Pick every line from the data that holds the word "React".
•••••
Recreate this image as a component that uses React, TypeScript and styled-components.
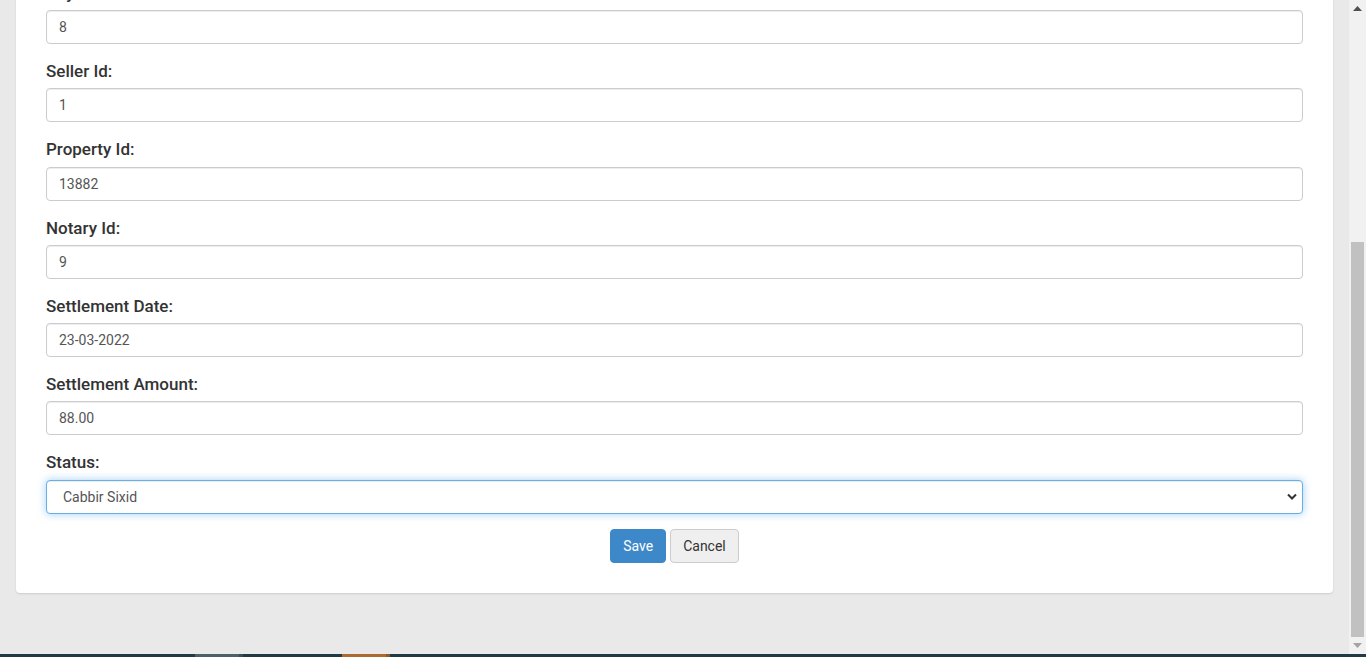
import React from 'react';
import styled, { createGlobalStyle } from 'styled-components';

const GlobalStyle = createGlobalStyle`
  html, body {
    margin: 0;
    padding: 0;
    overflow: hidden;
    background: #e9e9e9;
    font-family: Roboto, "Liberation Sans", Arial, sans-serif;
  }
  * { box-sizing: border-box; }
`

const Screen = styled.div`
  width: 1366px;
  height: 657px;
  display: flex;
  flex-direction: column;
`

const Body = styled.div`
  display: flex;
  height: 654px;
`

const Viewport = styled.div`
  flex: 1;
  overflow: hidden;
  background: #e9e9e9;
`

const Card = styled.div`
  margin: -49.3px 16px 0 16px;
  padding: 30px 30px 30px;
  background: #fff;
  border-radius: 4px;
  box-shadow: 0 1px 2px rgba(0, 0, 0, 0.12);
`

const Group = styled.div`
  margin-bottom: 15px;
`

const Label = styled.label`
  display: block;
  margin-bottom: 5px;
  font-size: 17px;
  line-height: 1.42857;
  font-weight: 500;
  color: #333;
`

const Input = styled.input`
  display: block;
  width: 100%;
  height: 34px;
  padding: 6px 12px;
  font-family: inherit;
  font-size: 14px;
  color: #555;
  background: #fff;
  border: 1px solid #ccc;
  border-radius: 4px;
  box-shadow: inset 0 1px 1px rgba(0, 0, 0, 0.075);
  outline: none;
`

const SelectWrap = styled.div`
  position: relative;
`

const Select = styled.select`
  display: block;
  width: 100%;
  height: 34px;
  padding: 6px 16px;
  font-family: inherit;
  font-size: 14px;
  color: #555;
  background: #fff;
  border: 1px solid #66afe9;
  border-radius: 4px;
  box-shadow: inset 0 1px 1px rgba(0, 0, 0, 0.075), 0 0 8px rgba(102, 175, 233, 0.6);
  appearance: none;
  outline: none;
`

const Chevron = styled.svg`
  position: absolute;
  right: 6px;
  top: 13px;
  pointer-events: none;
`

const Actions = styled.div`
  text-align: center;
  font-size: 0;
`

const Button = styled.button<{ $primary?: boolean }>`
  display: inline-block;
  height: 34px;
  padding: 6px 12px;
  margin: 0 2px;
  font-family: inherit;
  font-size: 14px;
  line-height: 20px;
  border-radius: 4px;
  cursor: pointer;
  color: ${p => (p.$primary ? '#fff' : '#333')};
  background: ${p => (p.$primary ? '#3d88c9' : '#efefef')};
  border: 1px solid ${p => (p.$primary ? '#3d88c9' : '#ccc')};
`

const Scrollbar = styled.div`
  width: 17px;
  background: #f1f1f1;
  display: flex;
  flex-direction: column;
  align-items: center;
`

const Arrow = styled.div`
  height: 17px;
  display: flex;
  align-items: center;
  justify-content: center;
`

const Track = styled.div`
  flex: 1;
  width: 100%;
  display: flex;
  flex-direction: column;
  padding-top: 225px;
  padding-bottom: 0;
`

const Thumb = styled.div`
  height: 395px;
  margin: 0 2px;
  background: #c1c1c1;
`

const Strip = styled.div`
  height: 3px;
  display: flex;
  background: #213b44;
`

const StripPart = styled.div<{ $w: number; $c: string }>`
  width: ${p => p.$w}px;
  background: ${p => p.$c};
`

const fields = [
  { label: 'Buyer Id:', value: '8' },
  { label: 'Seller Id:', value: '1' },
  { label: 'Property Id:', value: '13882' },
  { label: 'Notary Id:', value: '9' },
  { label: 'Settlement Date:', value: '23-03-2022' },
  { label: 'Settlement Amount:', value: '88.00' },
];

const App = (): JSX.Element => (
  <Screen>
    <GlobalStyle />
    <Body>
      <Viewport>
        <Card>
          {fields.map(f => (
            <Group key={f.label}>
              <Label>{f.label}</Label>
              <Input defaultValue={f.value} />
            </Group>
          ))}
          <Group>
            <Label>Status:</Label>
            <SelectWrap>
              <Select defaultValue="cabbir">
                <option value="cabbir">Cabbir Sixid</option>
              </Select>
              <Chevron width="10" height="8" viewBox="0 0 10 8">
                <path d="M1 1.5 L5 5.5 L9 1.5" fill="none" stroke="#333" strokeWidth="2" />
              </Chevron>
            </SelectWrap>
          </Group>
          <Actions>
            <Button $primary>Save</Button>
            <Button>Cancel</Button>
          </Actions>
        </Card>
      </Viewport>
      <Scrollbar>
        <Arrow>
          <svg width="9" height="5" viewBox="0 0 9 5"><path d="M0 5 L4.5 0 L9 5 Z" fill="#505050" /></svg>
        </Arrow>
        <Track>
          <Thumb />
        </Track>
        <Arrow>
          <svg width="9" height="5" viewBox="0 0 9 5"><path d="M0 0 L4.5 5 L9 0 Z" fill="#a3a3a3" /></svg>
        </Arrow>
      </Scrollbar>
    </Body>
    <Strip>
      <StripPart $w={195} $c="#213b44" />
      <StripPart $w={44} $c="#4d6067" />
      <StripPart $w={4} $c="#3b4d53" />
      <StripPart $w={99} $c="#213b44" />
      <StripPart $w={44} $c="#ac6a2f" />
      <StripPart $w={4} $c="#8a5830" />
    </Strip>
  </Screen>
);

export default App;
•••••
▸ **OUTPUT FOR THIS TASK**
Recreate this image as a component that uses React, TypeScript and styled-components.
import React from 'react';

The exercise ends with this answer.